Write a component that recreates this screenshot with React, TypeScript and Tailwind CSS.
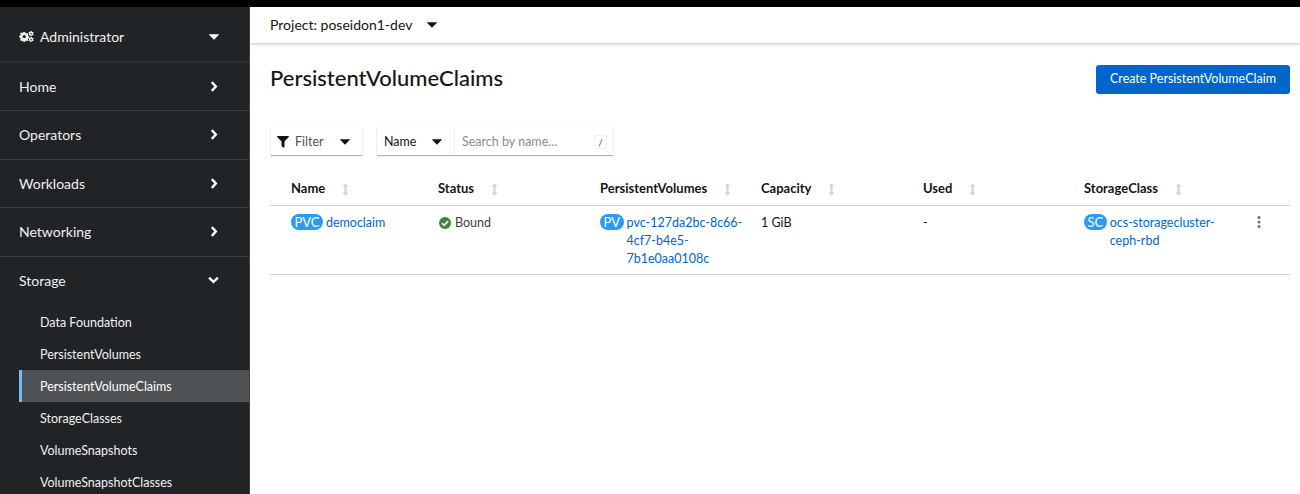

..........

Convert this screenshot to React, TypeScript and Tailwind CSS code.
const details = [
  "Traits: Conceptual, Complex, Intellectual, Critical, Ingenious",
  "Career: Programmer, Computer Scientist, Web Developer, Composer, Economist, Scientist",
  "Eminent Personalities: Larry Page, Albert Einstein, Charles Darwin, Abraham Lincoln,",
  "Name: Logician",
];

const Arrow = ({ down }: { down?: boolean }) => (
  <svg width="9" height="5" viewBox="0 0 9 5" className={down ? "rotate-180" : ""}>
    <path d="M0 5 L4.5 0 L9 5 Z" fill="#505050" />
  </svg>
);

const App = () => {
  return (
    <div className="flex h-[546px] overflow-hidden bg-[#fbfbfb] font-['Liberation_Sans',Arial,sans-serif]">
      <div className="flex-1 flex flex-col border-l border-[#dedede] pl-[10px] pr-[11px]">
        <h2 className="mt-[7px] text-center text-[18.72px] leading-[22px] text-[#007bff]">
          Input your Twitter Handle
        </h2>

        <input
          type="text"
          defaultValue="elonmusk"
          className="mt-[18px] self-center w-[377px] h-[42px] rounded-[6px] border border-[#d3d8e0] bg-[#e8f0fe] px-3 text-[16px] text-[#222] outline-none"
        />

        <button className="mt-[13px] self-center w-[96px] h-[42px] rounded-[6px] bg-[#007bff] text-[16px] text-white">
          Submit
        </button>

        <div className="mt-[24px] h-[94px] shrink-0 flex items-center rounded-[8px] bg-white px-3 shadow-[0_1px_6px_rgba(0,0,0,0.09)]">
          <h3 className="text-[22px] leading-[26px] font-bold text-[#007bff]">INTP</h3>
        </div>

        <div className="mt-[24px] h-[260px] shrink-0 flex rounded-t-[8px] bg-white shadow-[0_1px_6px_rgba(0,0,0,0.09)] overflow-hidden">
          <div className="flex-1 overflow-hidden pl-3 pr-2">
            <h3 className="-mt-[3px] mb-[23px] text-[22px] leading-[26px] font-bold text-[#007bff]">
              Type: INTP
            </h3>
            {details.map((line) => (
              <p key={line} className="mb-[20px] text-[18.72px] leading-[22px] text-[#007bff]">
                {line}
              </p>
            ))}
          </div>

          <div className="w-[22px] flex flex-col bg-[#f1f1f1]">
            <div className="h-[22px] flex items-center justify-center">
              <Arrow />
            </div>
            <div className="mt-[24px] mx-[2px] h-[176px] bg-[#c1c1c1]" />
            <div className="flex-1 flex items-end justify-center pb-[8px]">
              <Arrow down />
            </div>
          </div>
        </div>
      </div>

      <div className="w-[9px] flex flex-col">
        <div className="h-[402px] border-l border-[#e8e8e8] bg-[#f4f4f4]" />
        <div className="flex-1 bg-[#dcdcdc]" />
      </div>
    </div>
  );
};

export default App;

..........

**WHAT IS EXPECTED:** Spot every line that holds "TypeScript" and copy it.

**PROBLEM SOLUTION:**
Write a component that recreates this screenshot with React, TypeScript and Tailwind CSS.
Convert this screenshot to React, TypeScript and Tailwind CSS code.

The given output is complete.